If approved, L-1A status may be issued for up to three years initially, up to a maximum of seven years. L-1B status may be issued for up to three years as well, up to a maximum of five years. L-1 status for new office scenarios will only be issued initially for a maximum of one year.
Exceptions to the maximum stay provisions apply to Canadians who enter the United States intermittently and who do not spend more than six months in a year in the United States in L-1 status. Common reasons for refusals of L-1 status are: failure to adequately demonstrate that both entities are actively involved in business, failure to demonstrate a managerial or specialized knowledge function of the employee, or attempting to submit documents for adjudication when an individual does not plan to start work on the date the application is submitted at the port of entry.

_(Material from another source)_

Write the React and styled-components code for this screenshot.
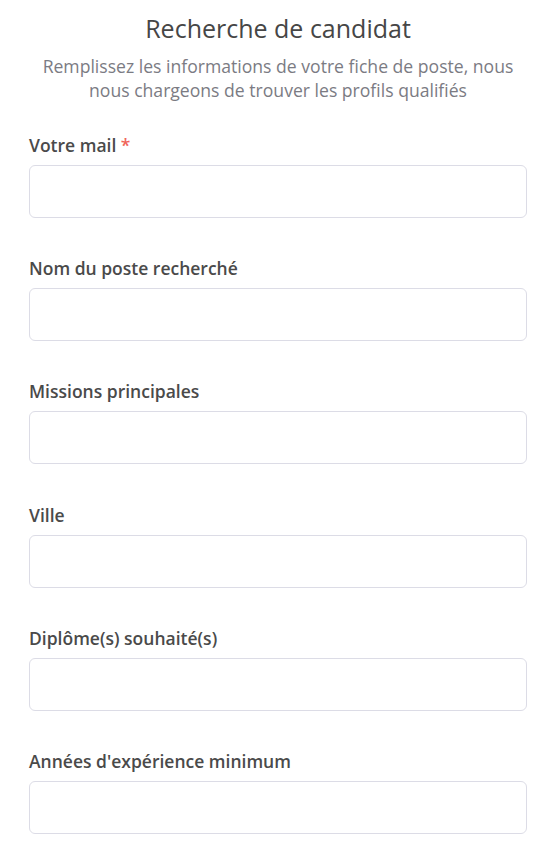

Although L-1 status is available to all foreign nationals, Canadian citizens are permitted to submit L-1 petitions at certain border crossings or at U.S. preclearance at Canadian airports. Submitting through the service centre in the United States is also an option.
While it may seem like an overwhelming task to assess and apply for valid work authorization to the United States, it will be worth the steps and costs involved in the long run to ensure you do not violate immigration laws by illegally working south of the border. Being found to have worked in the United States unlawfully can result in inadmissibility to enter for years to come and possibly forever.
But remember, the above discussion provides general information and it is not intended to be a complete overview of the applicable U.S. immigration laws, and often you’ll need to consult with a lawyer experienced in U.S./Canada immigration matters.